Wednesday, 23 November 2011

You what now....?

Mrs. Newt rang me : I hadn't got the job.
"Oh well, thanks for letting me know...."
"Would you like some feedback?"
"Yes, sure"
"Well you knew your stuff but next time you might make more eye contact."
"Oh, erm...ok....."
This had me puzzled. I was making a pretty conscious effort to make eye contact.
I'm getting the hang of this interview lark..."eye contact", that's paragraph three,
Just after the part that tells you not to stare at the interviewer's tits.
"You mean during the interview I wasn't making eye contact?"
"Oh no" she replied "During your presentation"
I had to do a ten minute Powerpoint presentation on a subject they had given me and I had prepared the night before.
I had to use their laptop.
There was no projection facility so I had to read from a laptop screen which faced 180 degrees to the interview panel.

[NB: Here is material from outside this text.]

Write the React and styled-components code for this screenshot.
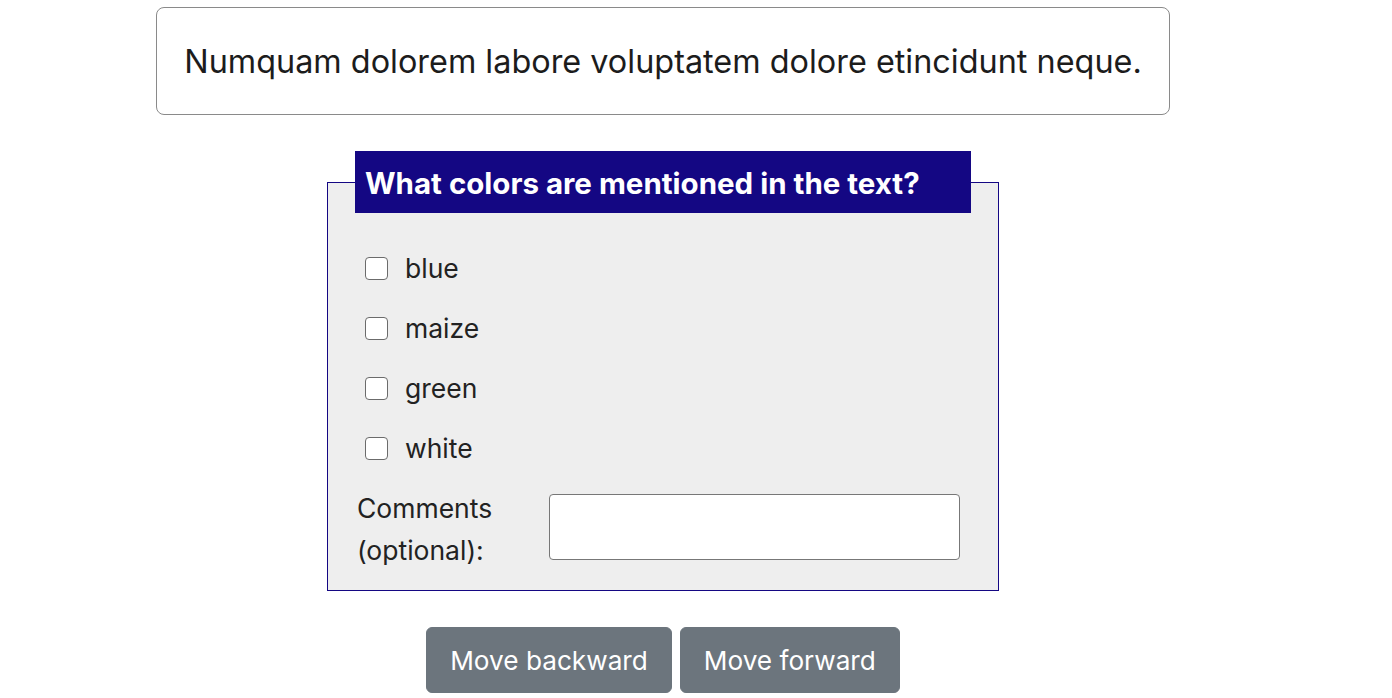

 I know ideally you don't read your presentation from a screen but as it was a subject they had just given me, I didn't exactly know it by heart.
And  I did keep turning round to them (with lots and lots of eye contact) when illustrating my points with some (admittedly largely fictitous) anecdotes from my working life.
I felt I should give some feedback to my feedback:
" er...how could I possibly make a lot of eye contact when I was reading off a little laptop screen, and the laptop was at the other end of the room facing the other way?"
"Yes" she said" I can see it would have been difficult"
I hope I had pressed the "end call" button on the 'phone before I screamed some rather harsh language.
So I have a plan:
 Next time I shall wear antennae, so that I can look two ways at once. 
And possibly paint myself blue.
These things may stand me in good stead.
I read that these days employers have to value diversity.